In the end, not all experiments will "work." If you're following someone else's Experimental Procedure (like a Science Buddies Project Idea), then you can probably feel confident that the project should work. Hopefully, careful troubleshooting using the guidelines and suggestions above will help you find the weak spot in the experiment you performed so that you can correct any problems and try again. But if your experiment was of your own design, it's possible it simply won't work as you've envisioned it this time around.

Troubleshooting can help you find what may be flaws in your design, and a review of the science behind the project and your ultimate goal for the project can help you shape and refine the procedure for subsequent trials and testing.

Don't lose heart.

Our scientists are quick to point out that not all science experiments "work" the first time.

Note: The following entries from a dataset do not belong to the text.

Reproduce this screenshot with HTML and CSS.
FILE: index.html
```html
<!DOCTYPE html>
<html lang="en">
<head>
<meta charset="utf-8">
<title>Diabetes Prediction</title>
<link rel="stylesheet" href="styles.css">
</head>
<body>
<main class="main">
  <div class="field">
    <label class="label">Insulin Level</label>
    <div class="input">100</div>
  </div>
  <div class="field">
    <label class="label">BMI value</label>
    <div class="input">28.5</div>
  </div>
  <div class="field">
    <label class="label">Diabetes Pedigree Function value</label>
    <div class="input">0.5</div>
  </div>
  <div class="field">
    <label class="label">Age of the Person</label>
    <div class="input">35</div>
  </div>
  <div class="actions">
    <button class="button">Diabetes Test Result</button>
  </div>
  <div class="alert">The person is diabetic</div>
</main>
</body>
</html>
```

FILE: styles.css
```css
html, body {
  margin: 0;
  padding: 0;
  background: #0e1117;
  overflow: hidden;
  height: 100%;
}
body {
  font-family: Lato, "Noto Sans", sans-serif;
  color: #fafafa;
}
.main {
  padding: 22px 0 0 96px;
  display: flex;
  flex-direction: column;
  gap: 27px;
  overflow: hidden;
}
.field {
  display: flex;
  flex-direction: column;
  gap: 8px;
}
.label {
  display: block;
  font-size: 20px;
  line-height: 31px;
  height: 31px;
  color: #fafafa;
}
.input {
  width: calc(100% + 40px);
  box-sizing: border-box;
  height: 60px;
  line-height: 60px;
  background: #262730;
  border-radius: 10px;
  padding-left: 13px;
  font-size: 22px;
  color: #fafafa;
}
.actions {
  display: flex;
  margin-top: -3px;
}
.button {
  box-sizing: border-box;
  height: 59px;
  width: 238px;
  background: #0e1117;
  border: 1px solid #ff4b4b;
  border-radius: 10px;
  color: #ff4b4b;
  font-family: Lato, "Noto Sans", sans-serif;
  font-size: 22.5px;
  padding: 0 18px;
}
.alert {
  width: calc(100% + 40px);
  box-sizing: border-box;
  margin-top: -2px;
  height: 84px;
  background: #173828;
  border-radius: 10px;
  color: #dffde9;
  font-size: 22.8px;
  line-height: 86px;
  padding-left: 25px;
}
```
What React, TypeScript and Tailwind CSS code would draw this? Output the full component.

"If your experiment 'failed,' consider yourself in good company," says Sandra. "The idea for many Nobel Prize-worthy science explorations started with someone scratching his or her head over a 'failed' experiment."

"Remember that negative results are real and important science, too," adds Kristin.

It's a good perspective to keep in mind. In fact, a "failed" experiment can be a stepping stone, says Sandra. "Understanding why an experiment failed can often lead you to a much more interesting, and unexpected, discovery."

Michelle agrees. "It is okay to fail. Remember what Thomas Edison said: 'Genius is 1% inspiration and 99% perspiration.' It took Edison many, many tries to find the right filament for the light bulb. Just keep working, and you will be able to figure things out."